Despite having their hands full on the beaches, our volunteers have still made time to partake in evening activities such as volleyball, and group quizzes. Many have spent their well-earned time off snorkelling with turtles, tasting wine, and lounging on the Queen Bee.
Skala Field Station
Over in Skala, we have been making great progress in mapping the posidonia oceanica meadows on Skala and Mounda beaches. Mounda is now mostly covered thanks to the efforts of our dedicated volunteers. Alongside their shifts, many volunteers also enjoy snorkelling in their free time too! Some of them were lucky enough to spot both loggerhead and green sea turtles near Mounda beach, as well as observing our first cuttlefish of the season for our snorkel bingo. This completes 23 of 24 species, leaving just an octopus to spot this season.
When not busy snorkelling, our volunteers have been enjoying activities such as pizza night and a water fight. Some more of our determined volunteers also climbed Mount Aings on a day off to enjoy the sunrise from the highest peak on the island. This week we have also had an addition to the core team, with Alix joining us for the rest of the season. We are excited to work with her going forwards!
In recent developments, on our sand dune surveys, we have worked in collaboration with the Management Body of Aenos National Park to place informative signs regarding the plants in the dunes on Mounda Beach.

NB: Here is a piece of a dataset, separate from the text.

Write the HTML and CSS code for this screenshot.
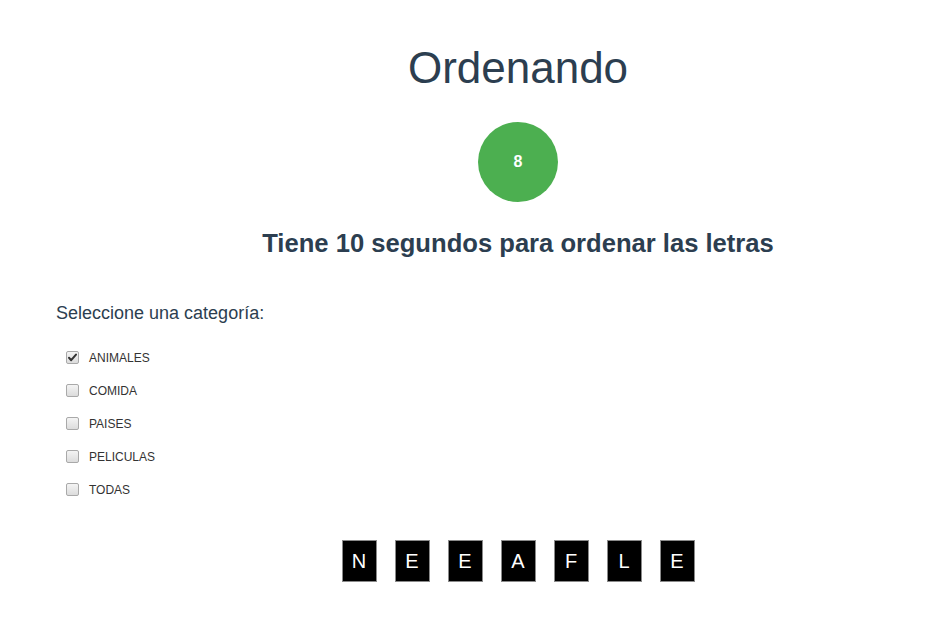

The signs are placed around the entrance to the beach in the hopes to educate the public as they enjoy their time on Mounda Beach. We also continue to log the species discovered in the dunes to broaden the understanding of the sand dune ecosystem.
Lourdas Field Station
It’s been a busy couple of weeks for Lourdas with a small storm bringing high wave action onto our beaches meaning necessary moisture checks had to be carried out, which was vital as few were found to be inundated resulting in some quick emergency relocations. The first hatchlings of the Lourdas survey area have also emerged in the last 2 weeks, which is very exciting as we near the end of nesting season. There have also been a couple partial inventories of the first nests with a few hatchlings having been helped to sea by the team. Every day we find there are more nests dipping and hatching as we walk the beach on morning survey making us all very excited now hatching season is in full swing!
We have been very pleased to welcome our first family groups of the season and have also started with our first Hatchling Rescue shifts. Each family experienced two morning surveys where they saw our first nests dipping and some hatchling tracks as well as the last potential nesting female tracks of the season for Lourdas.
On Hatchling rescue some of our group saw 39 hatchlings in a night whilst the others saw 19 hatchlings the next night, thoroughly enjoying the experience of staying the night on the beach to protect our nests. Our groups have also been enjoying our exploratory snorkel surveys with many spotting an octopus and also completing harbour shifts. Our most recent family group even thankfully spotted a fishing line on a well-known turtle (Danielle) which was safely removed by our core team.